SET TASK: Without the pictures, repeat the listing character for character.

DATA BLOCK:
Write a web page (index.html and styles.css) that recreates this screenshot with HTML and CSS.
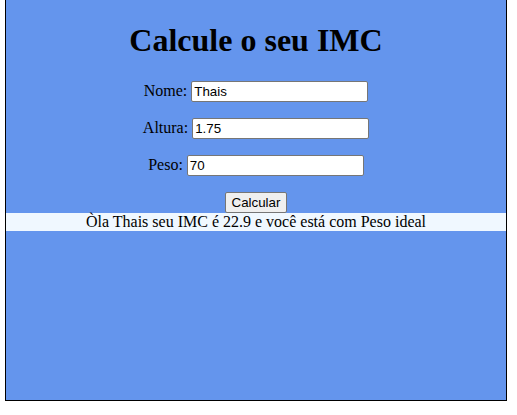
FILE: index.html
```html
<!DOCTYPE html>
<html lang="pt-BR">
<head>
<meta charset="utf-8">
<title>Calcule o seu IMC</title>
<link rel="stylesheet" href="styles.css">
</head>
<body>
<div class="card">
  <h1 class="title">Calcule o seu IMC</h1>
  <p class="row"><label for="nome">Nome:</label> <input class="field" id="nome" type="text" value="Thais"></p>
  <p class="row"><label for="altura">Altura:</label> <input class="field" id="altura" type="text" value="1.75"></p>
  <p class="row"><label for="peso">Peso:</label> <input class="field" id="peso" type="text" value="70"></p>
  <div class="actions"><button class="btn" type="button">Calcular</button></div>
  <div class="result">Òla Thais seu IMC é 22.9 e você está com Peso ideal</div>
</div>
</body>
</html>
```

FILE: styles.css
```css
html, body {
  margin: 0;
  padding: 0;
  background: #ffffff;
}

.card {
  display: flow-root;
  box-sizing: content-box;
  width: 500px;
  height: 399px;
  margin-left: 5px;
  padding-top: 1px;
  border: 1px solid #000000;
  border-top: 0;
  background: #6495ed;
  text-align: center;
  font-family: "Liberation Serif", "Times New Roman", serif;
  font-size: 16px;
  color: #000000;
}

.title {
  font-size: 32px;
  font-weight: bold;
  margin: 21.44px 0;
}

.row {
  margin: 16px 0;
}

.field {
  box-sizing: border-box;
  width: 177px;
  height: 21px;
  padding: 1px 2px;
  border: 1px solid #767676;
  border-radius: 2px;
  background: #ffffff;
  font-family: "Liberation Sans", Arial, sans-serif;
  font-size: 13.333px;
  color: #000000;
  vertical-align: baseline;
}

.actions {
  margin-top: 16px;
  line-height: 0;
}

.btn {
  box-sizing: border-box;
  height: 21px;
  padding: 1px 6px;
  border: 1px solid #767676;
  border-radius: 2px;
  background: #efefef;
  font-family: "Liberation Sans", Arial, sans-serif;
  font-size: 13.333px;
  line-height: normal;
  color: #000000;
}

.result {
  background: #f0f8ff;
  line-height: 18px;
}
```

ANSWER IN FULL:
Write a web page (index.html and styles.css) that recreates this screenshot with HTML and CSS.
FILE: index.html
```html
<!DOCTYPE html>
<html lang="pt-BR">
<head>
<meta charset="utf-8">
<title>Calcule o seu IMC</title>
<link rel="stylesheet" href="styles.css">
</head>
<body>
<div class="card">
  <h1 class="title">Calcule o seu IMC</h1>
  <p class="row"><label for="nome">Nome:</label> <input class="field" id="nome" type="text" value="Thais"></p>
  <p class="row"><label for="altura">Altura:</label> <input class="field" id="altura" type="text" value="1.75"></p>
  <p class="row"><label for="peso">Peso:</label> <input class="field" id="peso" type="text" value="70"></p>
  <div class="actions"><button class="btn" type="button">Calcular</button></div>
  <div class="result">Òla Thais seu IMC é 22.9 e você está com Peso ideal</div>
</div>
</body>
</html>
```

FILE: styles.css
```css
html, body {
  margin: 0;
  padding: 0;
  background: #ffffff;
}

.card {
  display: flow-root;
  box-sizing: content-box;
  width: 500px;
  height: 399px;
  margin-left: 5px;
  padding-top: 1px;
  border: 1px solid #000000;
  border-top: 0;
  background: #6495ed;
  text-align: center;
  font-family: "Liberation Serif", "Times New Roman", serif;
  font-size: 16px;
  color: #000000;
}

.title {
  font-size: 32px;
  font-weight: bold;
  margin: 21.44px 0;
}

.row {
  margin: 16px 0;
}

.field {
  box-sizing: border-box;
  width: 177px;
  height: 21px;
  padding: 1px 2px;
  border: 1px solid #767676;
  border-radius: 2px;
  background: #ffffff;
  font-family: "Liberation Sans", Arial, sans-serif;
  font-size: 13.333px;
  color: #000000;
  vertical-align: baseline;
}

.actions {
  margin-top: 16px;
  line-height: 0;
}

.btn {
  box-sizing: border-box;
  height: 21px;
  padding: 1px 6px;
  border: 1px solid #767676;
  border-radius: 2px;
  background: #efefef;
  font-family: "Liberation Sans", Arial, sans-serif;
  font-size: 13.333px;
  line-height: normal;
  color: #000000;
}

.result {
  background: #f0f8ff;
  line-height: 18px;
}
```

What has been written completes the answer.